On February 2, the members of the European Commission approved a new framework for transatlantic data flows: EU-US Privacy Shield. The European Commission and the United States agreed to a deal that reflects the requirements set forth in the Court of Justice of the European Union’s (CJEU) October 6, 2015 decision declaring the old Safe Harbor framework invalid. The agreement aims to protect “fundamental rights of Europeans where their data is transferred to the United States and ensure legal certainty for businesses.” Specifically, the drafters of the new framework attempt to provide (i) robust obligations on U.S. companies to ensure that they are protecting Europeans’ personal data, such as strengthened monitoring by the Department of Commerce and the FTC and increased cooperation with European Data Protection Authorities; (ii) written commitments by the U.S. that “the access of public authorities for law enforcement and national security will be subject to clear limitations, safeguards and oversight mechanisms”; and (iii) effective protection of Europeans’ rights regarding how their data is handled, including several redress possibilities and the creation of an Ombudsperson to whom they can raise inquiries or complaints. Commenting on the agreement, Commission Vice-President Ansip stated, “[t]oday’s decision helps us build a Digital Single Market in the EU, a trusted and dynamic online environment; it further strengthens our close partnership with the US.” In the upcoming weeks, the U.S. will prepare to put in place the new framework while Vice-President Ansip and Commissioner Jourová prepare a draft “‘adequacy decision,’” which could be “adopted by the [Commission] after obtaining the advice of the Article 29 Working Party (WP29) and after consulting a committee composed of representatives of the Member States.”            

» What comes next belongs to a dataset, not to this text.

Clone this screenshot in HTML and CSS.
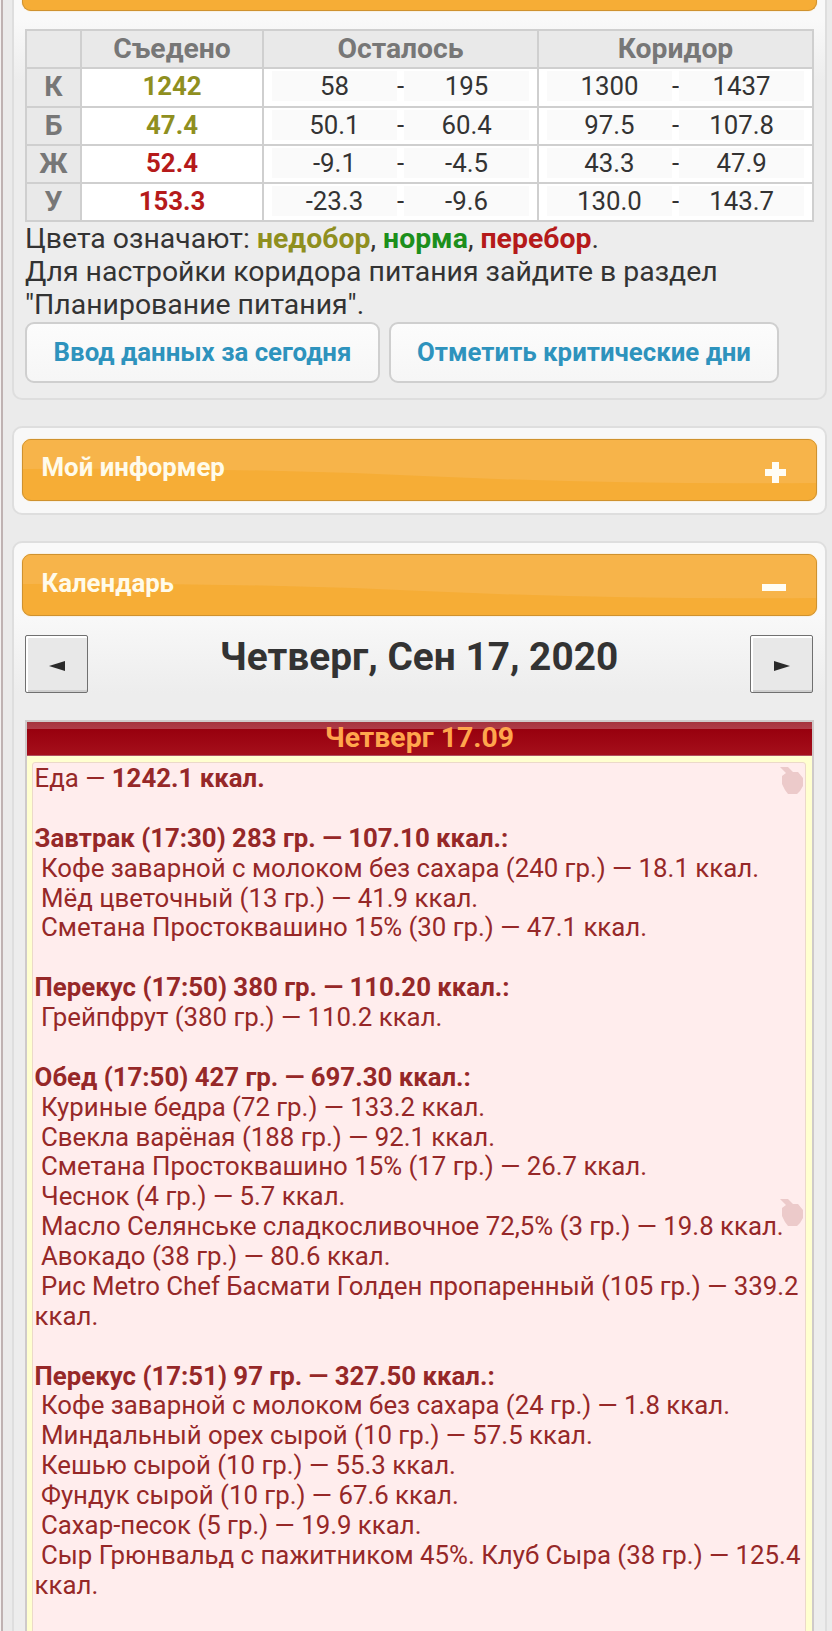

In a February 3 statement, the WP29 maintained that it has concerns regarding the current U.S. legal framework to protect non-U.S. persons’ data. While it recognizes recent efforts by the U.S. to improve protection of personal data to meet the four essential guarantees for intelligence activities, the WP29 emphasized it will need to “consider if its concerns regarding the U.S. legal framework can be alleviated following the introduction of the EU-US Privacy Shield . . . [and] analyse to what extent [the] new arrangement will provide legal certainty for the other transfer tools.”